WHAT IS ASKED — Find each line containing the string "index" and return it.

PROVIDED MATERIAL —
========================================================================

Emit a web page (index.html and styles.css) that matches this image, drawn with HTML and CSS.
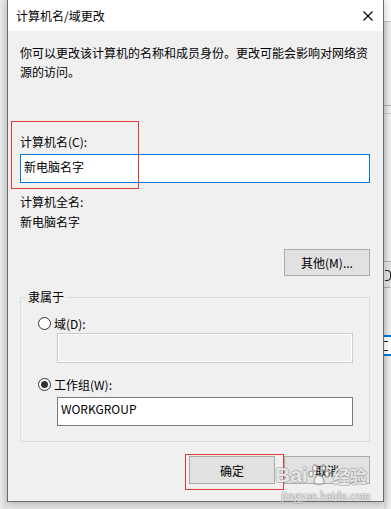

========================================================================

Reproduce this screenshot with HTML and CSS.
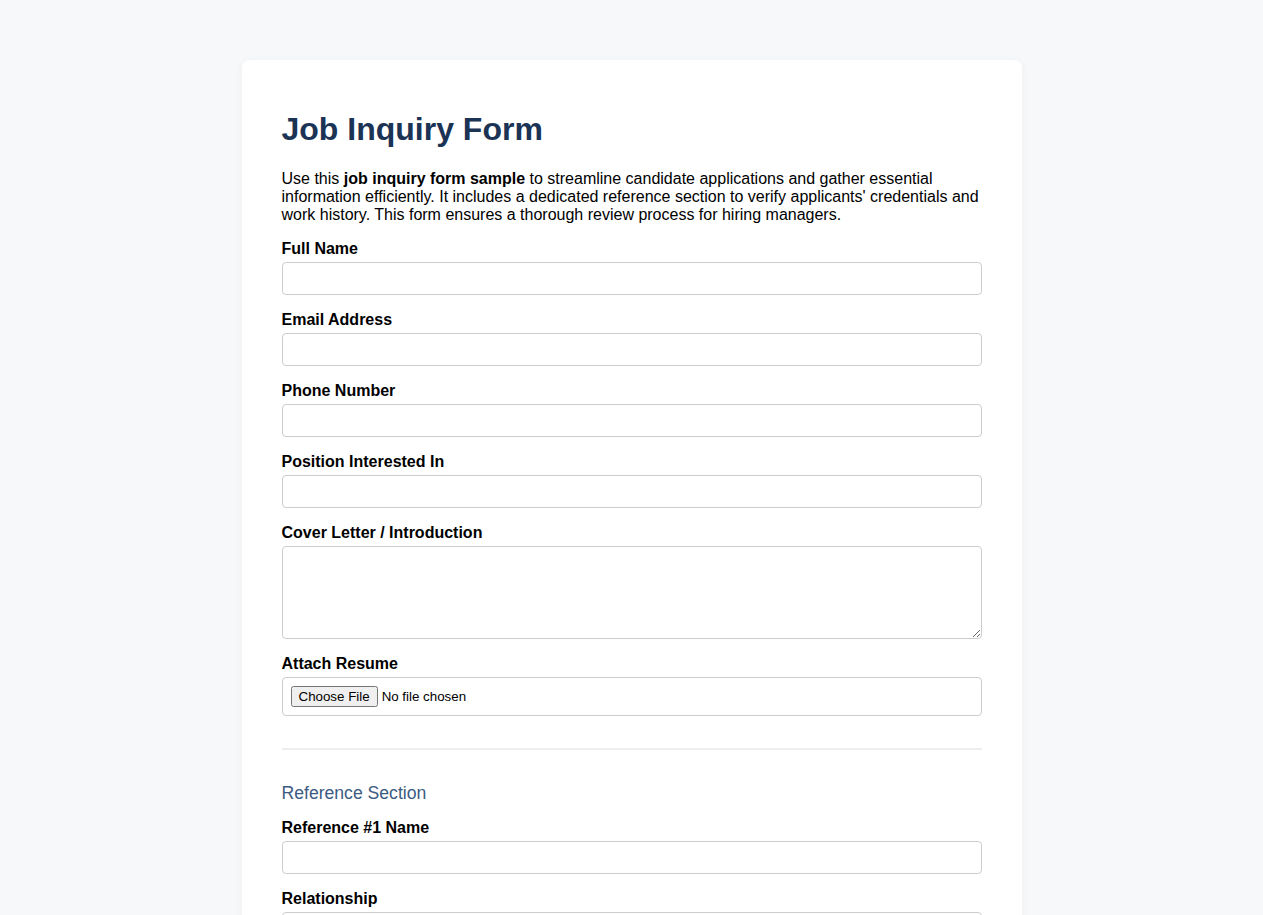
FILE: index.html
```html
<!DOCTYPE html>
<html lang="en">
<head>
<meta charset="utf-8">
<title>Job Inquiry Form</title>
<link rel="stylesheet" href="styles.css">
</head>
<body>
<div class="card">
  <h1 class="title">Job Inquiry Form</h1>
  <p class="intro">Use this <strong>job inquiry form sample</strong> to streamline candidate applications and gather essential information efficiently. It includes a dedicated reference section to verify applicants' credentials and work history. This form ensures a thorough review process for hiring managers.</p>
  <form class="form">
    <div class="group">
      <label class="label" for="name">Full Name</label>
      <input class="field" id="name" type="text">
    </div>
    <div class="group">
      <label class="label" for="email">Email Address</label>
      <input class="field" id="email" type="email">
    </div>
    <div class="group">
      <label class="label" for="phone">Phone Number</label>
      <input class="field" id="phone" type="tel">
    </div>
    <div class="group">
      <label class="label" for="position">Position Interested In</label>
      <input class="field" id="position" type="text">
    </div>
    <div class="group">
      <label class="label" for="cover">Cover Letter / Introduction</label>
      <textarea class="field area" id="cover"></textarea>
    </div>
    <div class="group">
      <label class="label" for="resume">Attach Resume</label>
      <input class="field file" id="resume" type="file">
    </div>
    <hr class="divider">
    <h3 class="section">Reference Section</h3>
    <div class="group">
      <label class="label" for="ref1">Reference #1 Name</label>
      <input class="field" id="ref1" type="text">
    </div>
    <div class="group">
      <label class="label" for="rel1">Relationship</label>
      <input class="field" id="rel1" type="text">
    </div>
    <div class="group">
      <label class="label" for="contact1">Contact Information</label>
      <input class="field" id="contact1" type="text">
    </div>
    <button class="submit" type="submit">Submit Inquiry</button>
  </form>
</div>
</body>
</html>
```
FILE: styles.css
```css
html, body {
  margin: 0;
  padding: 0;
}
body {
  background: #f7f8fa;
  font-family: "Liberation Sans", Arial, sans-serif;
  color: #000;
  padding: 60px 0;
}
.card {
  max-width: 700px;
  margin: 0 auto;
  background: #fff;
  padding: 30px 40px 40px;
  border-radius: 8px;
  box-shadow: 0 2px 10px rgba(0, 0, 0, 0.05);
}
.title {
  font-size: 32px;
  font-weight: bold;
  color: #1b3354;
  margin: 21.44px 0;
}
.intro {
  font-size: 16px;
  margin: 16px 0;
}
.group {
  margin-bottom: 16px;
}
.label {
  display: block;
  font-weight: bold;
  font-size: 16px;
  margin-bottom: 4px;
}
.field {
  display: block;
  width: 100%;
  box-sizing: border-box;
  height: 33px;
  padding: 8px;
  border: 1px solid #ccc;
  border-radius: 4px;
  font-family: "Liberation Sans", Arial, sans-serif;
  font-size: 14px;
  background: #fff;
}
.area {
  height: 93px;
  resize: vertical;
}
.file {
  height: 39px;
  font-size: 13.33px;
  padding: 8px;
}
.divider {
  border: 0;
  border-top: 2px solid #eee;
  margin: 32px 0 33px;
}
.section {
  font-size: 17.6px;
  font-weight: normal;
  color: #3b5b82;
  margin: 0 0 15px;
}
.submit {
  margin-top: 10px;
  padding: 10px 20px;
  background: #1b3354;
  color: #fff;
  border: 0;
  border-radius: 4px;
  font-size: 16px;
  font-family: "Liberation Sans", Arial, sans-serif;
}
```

========================================================================

FULL ANSWER —
Emit a web page (index.html and styles.css) that matches this image, drawn with HTML and CSS.
FILE: index.html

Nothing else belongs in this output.